Votre vie professionnelle vous écarte du militantisme et, tout en travaillant par ailleurs, vous devenez maire de La Baule en 1995. Auriez-vous pu concilier cela aujourd’hui, alors que la fonction de maire devient de plus en plus technique et requiert de plus en plus de temps ?

Il suffit de s’organiser ! J’avais demandé conseil à Olivier Guichard et il m’avait répondu : « Dans la vie, pour bien vivre, il faut être débordé ». Finalement, en s’organisant, quand un cadre a l’expérience des entreprises privées, il peut mettre cette expérience au service de la vie publique et ce n’est pas du tout négatif, notamment en termes de management du personnel et de gestion financière. Tout cela me paraît très important. Je déplore qu’il n’y ait pas suffisamment de cadres qui se lancent dans la vie publique pour diriger des communes en France. La fonction de maire est très importante et je trouve que l’expérience que l’on acquiert dans un milieu professionnel privé est irremplaçable. On peut tout à fait, avec de la volonté, en étant engagé, cumuler deux ou trois métiers. Je sais que ce n’est pas la tendance aujourd’hui, mais j’ai été très heureux et j’ai vécu des périodes très heureuses en cumulant plusieurs activités.

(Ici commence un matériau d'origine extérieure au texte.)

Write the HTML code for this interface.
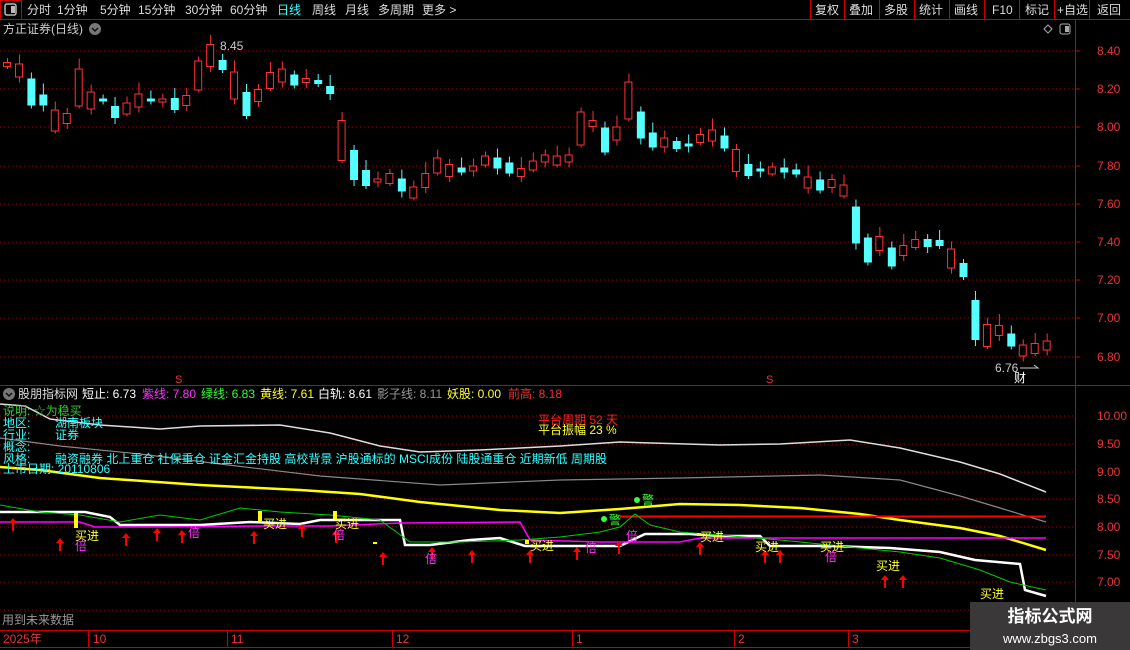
<!DOCTYPE html>
<html><head><meta charset="utf-8"><style>
body{margin:0;background:#000;width:1130px;height:650px;overflow:hidden;font-family:"Liberation Sans","Noto Sans CJK SC",sans-serif;}
svg{position:absolute;left:0;top:0}
text{font-family:"Liberation Sans","Noto Sans CJK SC",sans-serif}
</style></head><body>
<svg id="s" width="1130" height="650" xmlns="http://www.w3.org/2000/svg">
<rect x="0" y="0" width="1130" height="20" fill="#000"/>
<line x1="0" y1="19.5" x2="1130" y2="19.5" stroke="#c00"/>
<rect x="0.5" y="0.5" width="21" height="19" fill="none" stroke="#c00"/>
<rect x="5" y="4" width="11" height="11" rx="2" fill="none" stroke="#bbb" stroke-width="1.5"/><rect x="11" y="6" width="4" height="7" fill="#bbb"/>
<g font-size="12" fill="#ddd">
<text x="27" y="14">分时</text><text x="57" y="14">1分钟</text><text x="100" y="14">5分钟</text><text x="138" y="14">15分钟</text><text x="185" y="14">30分钟</text><text x="230" y="14">60分钟</text>
<text x="277" y="14" fill="#3ff">日线</text><text x="312" y="14">周线</text><text x="345" y="14">月线</text><text x="378" y="14">多周期</text><text x="422" y="14">更多 &gt;</text>
<text x="815" y="14">复权</text><text x="849" y="14">叠加</text><text x="884" y="14">多股</text><text x="919" y="14">统计</text><text x="954" y="14">画线</text><text x="992" y="14">F10</text><text x="1025" y="14">标记</text><text x="1057" y="14">+自选</text><text x="1097" y="14">返回</text>
</g>
<g stroke="#c00"><line x1="810.5" y1="0" x2="810.5" y2="20"/><line x1="844.5" y1="0" x2="844.5" y2="20"/><line x1="879.5" y1="0" x2="879.5" y2="20"/><line x1="914.5" y1="0" x2="914.5" y2="20"/><line x1="949.5" y1="0" x2="949.5" y2="20"/><line x1="984.5" y1="0" x2="984.5" y2="20"/><line x1="1019.5" y1="0" x2="1019.5" y2="20"/><line x1="1054.5" y1="0" x2="1054.5" y2="20"/><line x1="1089.5" y1="0" x2="1089.5" y2="20"/></g>
<line x1="1075.5" y1="20" x2="1075.5" y2="630" stroke="#c00"/>
<line x1="0" y1="385.5" x2="1130" y2="385.5" stroke="#c00"/>
<line x1="0" y1="630.5" x2="1130" y2="630.5" stroke="#c00"/>
<line x1="0" y1="647.5" x2="1130" y2="647.5" stroke="#c00"/>
<text x="3" y="33" font-size="12" fill="#ccc">方正证券(日线)</text>
<circle cx="95" cy="29" r="6" fill="#777"/><path d="M92 28l3 3 3-3" stroke="#111" fill="none" stroke-width="1.5"/>
<path d="M1048 25l4 4-4 4-4-4z" fill="none" stroke="#aaa"/>
<rect x="1060" y="24" width="10" height="10" rx="2" fill="none" stroke="#aaa"/><rect x="1065" y="26" width="4" height="6" fill="#aaa"/>
<g stroke="#a00" stroke-dasharray="1,3">
<line x1="0" y1="51" x2="1075" y2="51"/><line x1="0" y1="89" x2="1075" y2="89"/><line x1="0" y1="127" x2="1075" y2="127"/><line x1="0" y1="166" x2="1075" y2="166"/><line x1="0" y1="204" x2="1075" y2="204"/><line x1="0" y1="242" x2="1075" y2="242"/><line x1="0" y1="280" x2="1075" y2="280"/><line x1="0" y1="318" x2="1075" y2="318"/><line x1="0" y1="357" x2="1075" y2="357"/>
<line x1="0" y1="416" x2="1075" y2="416"/><line x1="0" y1="444" x2="1075" y2="444"/><line x1="0" y1="472" x2="1075" y2="472"/><line x1="0" y1="499" x2="1075" y2="499"/><line x1="0" y1="527" x2="1075" y2="527"/><line x1="0" y1="555" x2="1075" y2="555"/><line x1="0" y1="582" x2="1075" y2="582"/><line x1="0" y1="610" x2="1075" y2="610"/>
</g>
<g font-size="12" fill="#e33">
<text x="1097" y="55">8.40</text><text x="1097" y="93">8.20</text><text x="1097" y="131">8.00</text><text x="1097" y="170">7.80</text><text x="1097" y="208">7.60</text><text x="1097" y="246">7.40</text><text x="1097" y="284">7.20</text><text x="1097" y="322">7.00</text><text x="1097" y="361">6.80</text>
<text x="1097" y="420">10.00</text><text x="1097" y="448">9.50</text><text x="1097" y="476">9.00</text><text x="1097" y="503">8.50</text><text x="1097" y="531">8.00</text><text x="1097" y="559">7.50</text><text x="1097" y="586">7.00</text>
</g>
<g stroke="#c00"><line x1="1075" y1="51" x2="1080" y2="51"/><line x1="1075" y1="89" x2="1080" y2="89"/><line x1="1075" y1="127" x2="1080" y2="127"/><line x1="1075" y1="166" x2="1080" y2="166"/><line x1="1075" y1="204" x2="1080" y2="204"/><line x1="1075" y1="242" x2="1080" y2="242"/><line x1="1075" y1="280" x2="1080" y2="280"/><line x1="1075" y1="318" x2="1080" y2="318"/><line x1="1075" y1="357" x2="1080" y2="357"/></g>
<g id="c"></g>
<text x="220" y="50" font-size="12" fill="#ccc">8.45</text>
<text x="995" y="372" font-size="12" fill="#ccc">6.76</text><path d="M1020 368h18l-4-3" stroke="#ccc" fill="none"/>
<text x="1014" y="382" font-size="12" fill="#fff">财</text>
<text x="175" y="383" font-size="11" fill="#e33">S</text><text x="766" y="383" font-size="11" fill="#e33">S</text>
<circle cx="9" cy="394" r="6" fill="#777"/><path d="M6 393l3 3 3-3" stroke="#111" fill="none" stroke-width="1.5"/>
<text y="398" font-size="12"><tspan x="18" fill="#ddd">股朋指标网</tspan><tspan x="82" fill="#fff">短止: 6.73</tspan><tspan x="142" fill="#f3f">紫线: 7.80</tspan><tspan x="201" fill="#3f3">绿线: 6.83</tspan><tspan x="260" fill="#ff3">黄线: 7.61</tspan><tspan x="318" fill="#fff">白轨: 8.61</tspan><tspan x="377" fill="#999">影子线: 8.11</tspan><tspan x="447" fill="#ff3">妖股: 0.00</tspan><tspan x="508" fill="#e33">前高: 8.18</tspan></text>
<path d="M0 404 L25 406 L50 419 L100 425 L160 429 L200 426 L280 425 L330 433 L380 446 L420 452 L480 450 L560 446 L620 442 L720 445 L780 444 L850 440 L900 448 L960 462 L1000 474 L1046 492" stroke="#ddd" fill="none" stroke-width="1.5"/>
<path d="M0 438 L60 446 L140 454 L220 464 L320 476 L440 485 L560 480 L680 478 L820 475 L900 480 L960 496 L1000 508 L1046 522" stroke="#888" fill="none" stroke-width="1.2"/>
<path d="M0 467 L40 470 L100 478 L200 485 L300 490 L360 494 L420 502 L500 510 L560 513 L620 509 L680 504 L740 505 L800 508 L860 514 L900 520 L960 528 L1000 536 L1046 550" stroke="#ff0" fill="none" stroke-width="2.5"/>
<line x1="620" y1="516.5" x2="1046" y2="516.5" stroke="#f00" stroke-width="2"/>
<path d="M0 512 L85 512 L110 517 L120 525 L200 525 L250 522 L300 524 L320 520 L400 520 L405 545 L430 545 L470 540 L500 538 L525 546 L560 546 L620 546 L645 534 L690 534 L720 536 L760 536 L770 546 L830 546 L890 548 L940 552 L975 560 L1020 564 L1025 590 L1046 596" stroke="#fff" fill="none" stroke-width="2.5"/>
<path d="M0 522 L80 522 L95 527 L170 527 L260 526 L330 526 L400 523 L520 522 L530 540 L600 542 L680 542 L700 538 L760 538 L1046 538" stroke="#f0f" fill="none" stroke-width="1.5"/>
<path d="M0 505 L40 512 L80 515 L120 522 L160 515 L200 520 L240 508 L280 512 L330 515 L380 520 L410 542 L460 542 L520 540 L560 537 L600 532 L620 527 L635 514 L650 525 L680 532 L720 535 L780 540 L820 544 L860 548 L900 552 L940 558 L980 570 L1010 582 L1046 590" stroke="#0c0" fill="none" stroke-width="1"/>
<g fill="#f00" id="ar"></g>
<g font-size="12" fill="#ff3">
<text x="75" y="540">买进</text><text x="263" y="528">买进</text><text x="335" y="528">买进</text><text x="530" y="550">买进</text><text x="700" y="541">买进</text><text x="755" y="551">买进</text><text x="820" y="551">买进</text><text x="876" y="570">买进</text><text x="980" y="598">买进</text>
</g>
<g font-size="12" fill="#f3f"><text x="75" y="550">倍</text><text x="188" y="537">倍</text><text x="333" y="539">倍</text><text x="425" y="563">倍</text><text x="585" y="552">倍</text><text x="626" y="540">倍</text><text x="825" y="561">倍</text></g>
<g fill="#ff0"><rect x="74" y="513" width="4" height="15"/><rect x="258" y="511" width="4" height="10"/><rect x="333" y="511" width="4" height="8"/><rect x="525" y="540" width="4" height="4"/><rect x="697" y="533" width="4" height="3"/><rect x="373" y="542" width="4" height="2"/></g>
<g fill="#3f3" font-size="12"><circle cx="637" cy="500" r="3"/><text x="642" y="504">警</text><circle cx="604" cy="519" r="3"/><text x="609" y="524">警</text></g>
<g font-size="12">
<text x="3" y="415" fill="#3c3">说明: ☆为稳买</text>
<text x="3" y="427" fill="#3ff">地区:</text><text x="55" y="427" fill="#3ff">湖南板块</text>
<text x="3" y="439" fill="#3ff">行业:</text><text x="55" y="439" fill="#3ff">证券</text>
<text x="3" y="451" fill="#3ff">概念:</text>
<text x="3" y="463" fill="#3ff">风格:</text><text x="55" y="463" fill="#3ff">融资融券 北上重仓 社保重仓 证金汇金持股 高校背景 沪股通标的 MSCI成份 陆股通重仓 近期新低 周期股</text>
<text x="3" y="473" fill="#3ff">上市日期: 20110806</text>
<text x="538" y="424" fill="#f22">平台周期 52 天</text>
<text x="538" y="434" fill="#ff3">平台振幅 23 %</text>
<text x="2" y="624" fill="#999">用到未来数据</text>
</g>
<g font-size="12" fill="#e33"><text x="3" y="643">2025年</text><text x="93" y="643">10</text><text x="231" y="643">11</text><text x="396" y="643">12</text><text x="576" y="643">1</text><text x="738" y="643">2</text><text x="852" y="643">3</text></g>
<g stroke="#c00"><line x1="88.5" y1="630" x2="88.5" y2="647"/><line x1="227.5" y1="630" x2="227.5" y2="647"/><line x1="392.5" y1="630" x2="392.5" y2="647"/><line x1="572.5" y1="630" x2="572.5" y2="647"/><line x1="734.5" y1="630" x2="734.5" y2="647"/><line x1="848.5" y1="630" x2="848.5" y2="647"/></g>
<rect x="970" y="602" width="160" height="48" fill="#3a3838"/>
<text x="1050" y="622" font-size="17" font-weight="bold" fill="#fff" text-anchor="middle">指标公式网</text>
<text x="1050" y="643" font-size="13" fill="#fff" text-anchor="middle">www.zbgs3.com</text>
</svg>
<script>
var ys=[64,70,92,100,120,118,87,100,100,112,108,100,100,100,104,100,75,55,65,85,104,95,80,75,80,80,82,90,140,165,178,180,178,185,192,180,165,170,170,168,160,163,168,172,165,158,160,158,128,123,140,133,100,125,140,142,145,145,138,135,142,160,170,170,170,170,172,182,185,183,190,225,250,243,257,250,243,243,243,258,270,320,335,330,340,350,348,345];
var g=document.getElementById('c'),h='';
for(var i=0;i<ys.length;i++){var x=7+i*11.95,y=ys[i],p=i?ys[i-1]:y+4;var up=(i%3==1)||y<p;var b=Math.max(3,Math.min(40,Math.abs(y-p)+(i*7%9)));var t=y-b/2;var c=up?'#f33':'#5ff';
h+='<line x1="'+(x+0.5)+'" y1="'+(t-4-(i*5%8))+'" x2="'+(x+0.5)+'" y2="'+(t+b+3+(i*3%6))+'" stroke="'+c+'"/>';
h+=up?'<rect x="'+(x-3.5)+'" y="'+(t+0.5)+'" width="7" height="'+b+'" fill="#000" stroke="'+c+'"/>':'<rect x="'+(x-3.5)+'" y="'+t+'" width="8" height="'+b+'" fill="'+c+'"/>';}
g.innerHTML=h;
var ax=[13,60,126,157,182,254,302,336,383,432,472,530,577,619,700,765,780,885,903],ay=[518,538,533,528,530,531,524,530,552,547,550,550,547,541,542,550,550,575,575],a='';
for(var j=0;j<ax.length;j++){var X=ax[j],Y=ay[j];a+='<path d="M'+X+' '+Y+'l-4 5h3v8h2v-8h3z"/>';}
document.getElementById('ar').innerHTML=a;
</script>
</body></html>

Comment envisagiez-vous le développement de La Baule lorsque vous avez été élu ? Entre ce que l’on imagine et ce que l’on peut faire, on est souvent obligé de s’adapter aux circonstances…

Il faut avoir un projet. J’ai toujours été un partisan de l’investissement qui dure, de travaux pour une ville. Nous avons refait le centre-ville, l’avenue De Gaulle, le marché, une partie d’Atlantia, Escoublac, car c’étaient des projets indispensables. Il y a aussi les aléas de l’histoire, comme l’Erika en 2000 ou Xynthia ensuite. Donc, on doit s’adapter, modifier les budgets, s’organiser pour réagir contre des éléments extérieurs imprévus, comme le réengraissement de la plage. Ce qui est important, c’est la fondation de la communauté d’agglomération parce que, sur les grands travaux et les équipements qui coûtent très cher, comme les piscines, l’eau potable ou les stations d’épuration, c’est justement l’intercommunalité qui doit pouvoir faire cela au service de l’ensemble des communes. Ce n’est pas à la commune de tout faire. J’ai été élu pendant quatre mandats. J’avais indiqué clairement que j’arrêterais au bout de 25 ans. J’ai passé des moments très heureux et agréables à la tête de cette mairie, où j’ai été réélu à chaque fois au premier tour. J’ai vécu une époque heureuse, une époque que nous regretterons, où l’on respectait les élus, les gendarmes, les pompiers… Bref, un certain nombre de valeurs.